At the start of life there begins an 'epic' tale. From the first protesting intake of breath to the last, rasping exhalation of old age, life writes a many chaptered story of non-fiction within a book - hardbound by flesh and bone: but the 'physic' of the book is not the story; neither is it the 'hero' or the 'heroine'...truly, for such are simply 'virtual' psychological constructs that evolved as the story grew and lengthened out of the cyclic years of dynamic interaction with other heroes and heroines, of whom, life equally writes.

Life, your life, is one phenomenological story entwined and interconnected with that of other phenomenological stories that make up all that that we term human existence, and thus, it makes our presence here on this planet - our existential incubator - a multi-faceted experience. Sometimes, as if peering through a glass darkly, we may catch glimpses of uncommon 'existential' aspects, and find ourselves suddenly confronted with a 'behind-the-veil' reality, and in direct contact with what is normally 'opaque' and 'hidden'. On such occurrences in our lives we find ourselves encountering those rare chances of self-discovery and self-enlightenment that guide us, provocatively, into a conscious understanding of who and what each of us really are.

Thus it became for me -as life wrote its indelible print upon my memory - an unfolding story of an unconscious quest, seeking answers to unconscious questions upon the meaning of mine own existentialism. Whence, during quiet moments, I would silently ponder what purpose was there to man's existence? Why are we here and what happens when we die?
I did not understand at the time of my framing these profound questions the error of the manner in my asking them. By pluralizing the questions I did not realize that whatever answers I thought to have received would be quite general, and would only be relevant to me by small degrees: they were neither specific nor focussed towards what I was really asking, for I was really asking about 'me', 'my' existence, 'my' role, 'my' purpose, 'my' own learning.
I should have posed the questions in the 'singular': What is the purpose to 'my' existence? Why am 'I' here? What will happen when 'I' die? One's life is, after all, about one's 'self'! Why?

If you and I were to read the same book, our conscious experience of doing so would be quite different. What we each take from it, and how we respond to it will be different. There would, of course, be some common agreement about certain aspects, but each of our conscious experience of the book itself, we cannot share in: such experience is personal and private and non-immersive to the other.
Thus it is with the 'life' experience. By being 'alive' and 'existing' we share in the dynamics of living, but we cannot share in each other's conscious experience of doing so. My conscious experience of 'you, is not your conscious experience of 'you', and vice versa: hence, one's life experience is a phenomenological dynamic pertaining to one's 'self' through the virtual constructs of 'character' and 'personality' that emerged gradually over the years from the story that life wrote in your memory.
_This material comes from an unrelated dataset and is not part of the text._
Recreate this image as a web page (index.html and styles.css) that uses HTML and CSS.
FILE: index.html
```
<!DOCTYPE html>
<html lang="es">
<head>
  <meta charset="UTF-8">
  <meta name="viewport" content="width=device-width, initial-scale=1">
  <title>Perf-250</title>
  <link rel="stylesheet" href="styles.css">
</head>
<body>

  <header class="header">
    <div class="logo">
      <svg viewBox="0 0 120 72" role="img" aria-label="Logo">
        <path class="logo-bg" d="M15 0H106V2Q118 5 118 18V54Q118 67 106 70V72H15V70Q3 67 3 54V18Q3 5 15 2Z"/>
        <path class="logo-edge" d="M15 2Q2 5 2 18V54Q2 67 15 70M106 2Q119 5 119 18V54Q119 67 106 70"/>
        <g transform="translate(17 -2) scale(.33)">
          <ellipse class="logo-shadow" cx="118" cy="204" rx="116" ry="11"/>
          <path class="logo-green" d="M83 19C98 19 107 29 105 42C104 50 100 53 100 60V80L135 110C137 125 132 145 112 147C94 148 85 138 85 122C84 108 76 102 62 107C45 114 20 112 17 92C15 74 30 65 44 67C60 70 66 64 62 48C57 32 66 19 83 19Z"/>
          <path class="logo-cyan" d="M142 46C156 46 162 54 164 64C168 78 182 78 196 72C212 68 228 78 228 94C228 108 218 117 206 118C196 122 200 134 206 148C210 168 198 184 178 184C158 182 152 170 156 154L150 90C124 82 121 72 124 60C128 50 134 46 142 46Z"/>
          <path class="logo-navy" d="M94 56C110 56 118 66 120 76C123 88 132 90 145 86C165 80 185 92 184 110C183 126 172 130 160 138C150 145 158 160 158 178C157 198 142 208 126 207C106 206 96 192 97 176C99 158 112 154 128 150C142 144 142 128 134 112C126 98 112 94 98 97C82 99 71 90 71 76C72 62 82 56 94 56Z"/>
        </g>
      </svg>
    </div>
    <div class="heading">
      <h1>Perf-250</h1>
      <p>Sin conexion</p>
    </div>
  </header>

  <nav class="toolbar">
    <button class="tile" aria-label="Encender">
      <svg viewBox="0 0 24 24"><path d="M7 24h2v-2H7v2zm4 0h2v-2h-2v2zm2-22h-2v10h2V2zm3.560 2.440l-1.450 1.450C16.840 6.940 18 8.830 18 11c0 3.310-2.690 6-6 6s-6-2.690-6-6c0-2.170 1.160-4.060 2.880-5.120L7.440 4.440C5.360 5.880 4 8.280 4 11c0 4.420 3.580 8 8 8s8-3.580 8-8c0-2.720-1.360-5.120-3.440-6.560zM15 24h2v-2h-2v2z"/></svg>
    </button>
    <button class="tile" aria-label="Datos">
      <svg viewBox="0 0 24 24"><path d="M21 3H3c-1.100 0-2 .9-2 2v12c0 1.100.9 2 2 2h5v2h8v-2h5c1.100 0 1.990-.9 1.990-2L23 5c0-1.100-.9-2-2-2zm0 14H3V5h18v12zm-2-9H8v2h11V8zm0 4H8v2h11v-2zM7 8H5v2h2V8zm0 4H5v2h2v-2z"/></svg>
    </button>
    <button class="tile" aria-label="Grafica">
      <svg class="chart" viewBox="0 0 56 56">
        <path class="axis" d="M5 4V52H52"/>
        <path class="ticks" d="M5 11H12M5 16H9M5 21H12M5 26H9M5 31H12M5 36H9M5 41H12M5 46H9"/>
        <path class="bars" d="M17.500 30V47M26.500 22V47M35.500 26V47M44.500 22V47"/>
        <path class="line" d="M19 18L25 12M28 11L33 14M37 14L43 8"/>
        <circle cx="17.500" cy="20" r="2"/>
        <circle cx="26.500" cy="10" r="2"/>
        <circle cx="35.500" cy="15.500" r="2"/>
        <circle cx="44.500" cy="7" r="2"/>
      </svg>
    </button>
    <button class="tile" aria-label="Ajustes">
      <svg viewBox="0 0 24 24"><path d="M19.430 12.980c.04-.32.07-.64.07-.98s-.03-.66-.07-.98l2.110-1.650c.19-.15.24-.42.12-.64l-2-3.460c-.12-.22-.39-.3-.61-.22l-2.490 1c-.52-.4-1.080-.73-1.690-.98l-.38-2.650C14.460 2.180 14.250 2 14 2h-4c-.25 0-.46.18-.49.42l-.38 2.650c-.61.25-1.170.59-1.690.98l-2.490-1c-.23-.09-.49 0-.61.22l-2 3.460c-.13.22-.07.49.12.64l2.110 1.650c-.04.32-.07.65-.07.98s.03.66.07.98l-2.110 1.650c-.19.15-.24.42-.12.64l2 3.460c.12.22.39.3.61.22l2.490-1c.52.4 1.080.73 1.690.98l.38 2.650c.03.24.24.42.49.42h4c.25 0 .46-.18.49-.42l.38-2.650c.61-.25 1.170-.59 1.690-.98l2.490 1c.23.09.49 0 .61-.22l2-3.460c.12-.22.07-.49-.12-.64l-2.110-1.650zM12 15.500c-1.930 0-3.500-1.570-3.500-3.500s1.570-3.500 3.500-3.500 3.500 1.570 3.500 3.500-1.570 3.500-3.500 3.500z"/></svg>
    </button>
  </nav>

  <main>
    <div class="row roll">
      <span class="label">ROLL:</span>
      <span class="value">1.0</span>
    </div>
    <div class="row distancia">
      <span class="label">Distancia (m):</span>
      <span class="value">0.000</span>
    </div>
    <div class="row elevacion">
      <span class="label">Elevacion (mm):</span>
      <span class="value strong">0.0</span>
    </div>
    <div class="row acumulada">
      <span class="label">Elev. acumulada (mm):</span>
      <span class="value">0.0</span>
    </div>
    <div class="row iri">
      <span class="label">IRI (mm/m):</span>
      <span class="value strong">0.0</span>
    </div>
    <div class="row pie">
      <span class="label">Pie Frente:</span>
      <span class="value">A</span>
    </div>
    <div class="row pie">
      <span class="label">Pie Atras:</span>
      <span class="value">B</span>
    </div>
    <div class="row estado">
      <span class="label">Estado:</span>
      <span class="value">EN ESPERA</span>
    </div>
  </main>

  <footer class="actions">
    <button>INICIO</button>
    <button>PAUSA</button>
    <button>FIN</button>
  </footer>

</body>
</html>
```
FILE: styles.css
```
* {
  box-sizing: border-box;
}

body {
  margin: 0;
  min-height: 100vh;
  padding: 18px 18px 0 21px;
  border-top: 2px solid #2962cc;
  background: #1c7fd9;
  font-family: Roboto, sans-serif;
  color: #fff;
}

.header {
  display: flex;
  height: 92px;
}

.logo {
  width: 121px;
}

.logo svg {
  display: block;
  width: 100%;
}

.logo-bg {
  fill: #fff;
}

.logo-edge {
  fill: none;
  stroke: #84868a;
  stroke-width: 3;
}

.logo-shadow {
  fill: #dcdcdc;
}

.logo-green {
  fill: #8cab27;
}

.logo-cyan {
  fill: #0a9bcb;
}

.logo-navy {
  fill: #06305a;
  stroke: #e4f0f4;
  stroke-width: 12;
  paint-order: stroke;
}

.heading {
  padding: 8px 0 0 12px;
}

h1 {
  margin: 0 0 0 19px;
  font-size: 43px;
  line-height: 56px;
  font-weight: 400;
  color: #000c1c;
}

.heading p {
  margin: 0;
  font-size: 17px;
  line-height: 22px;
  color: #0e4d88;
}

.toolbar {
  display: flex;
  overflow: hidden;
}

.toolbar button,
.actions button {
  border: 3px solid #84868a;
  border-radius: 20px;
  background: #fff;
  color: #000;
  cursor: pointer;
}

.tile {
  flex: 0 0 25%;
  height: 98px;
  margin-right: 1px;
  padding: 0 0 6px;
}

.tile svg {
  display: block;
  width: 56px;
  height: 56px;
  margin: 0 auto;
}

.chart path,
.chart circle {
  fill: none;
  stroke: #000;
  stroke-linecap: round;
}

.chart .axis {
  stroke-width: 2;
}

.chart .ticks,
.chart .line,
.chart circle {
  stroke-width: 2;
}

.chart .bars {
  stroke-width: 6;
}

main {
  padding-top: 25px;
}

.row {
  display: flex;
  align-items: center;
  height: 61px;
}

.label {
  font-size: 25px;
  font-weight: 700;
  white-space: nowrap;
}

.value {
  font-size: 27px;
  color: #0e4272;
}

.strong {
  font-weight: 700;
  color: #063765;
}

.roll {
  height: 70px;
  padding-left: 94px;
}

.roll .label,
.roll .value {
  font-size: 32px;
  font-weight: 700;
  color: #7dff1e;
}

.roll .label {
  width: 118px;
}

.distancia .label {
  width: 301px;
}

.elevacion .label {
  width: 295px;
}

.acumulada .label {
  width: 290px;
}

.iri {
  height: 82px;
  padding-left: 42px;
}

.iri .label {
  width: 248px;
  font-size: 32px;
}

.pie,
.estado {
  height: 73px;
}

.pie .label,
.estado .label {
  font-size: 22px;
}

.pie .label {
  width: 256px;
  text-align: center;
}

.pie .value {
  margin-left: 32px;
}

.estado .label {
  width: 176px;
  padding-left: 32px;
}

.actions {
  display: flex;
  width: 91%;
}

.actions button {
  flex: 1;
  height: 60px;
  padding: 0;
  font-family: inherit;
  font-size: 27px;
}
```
When you awaken each morning, you do so to the same virtual psychological constructs of character and personality through which your 'self' is expressed, and was expressed the day before, and the day before that, and so on back into your past. Indeed, you are so cognitive of your own 'self's' character and personality expressions that you feel that you could not possibly ever awaken to someone else's character and personality in your own self-sentient experience. Nor could you; you cannot have (or be the bearer of) someone else's personal and private memories without actually having lived their life experience exactly as they had lived it.
Thus, we are drawn to a conclusion that life is - for each of us individually - a personal and private experiential dynamic, and that the tale that is begun at birth, ending only in each of our individual death, is the telling of a journey...but does 'death' actually end that journey?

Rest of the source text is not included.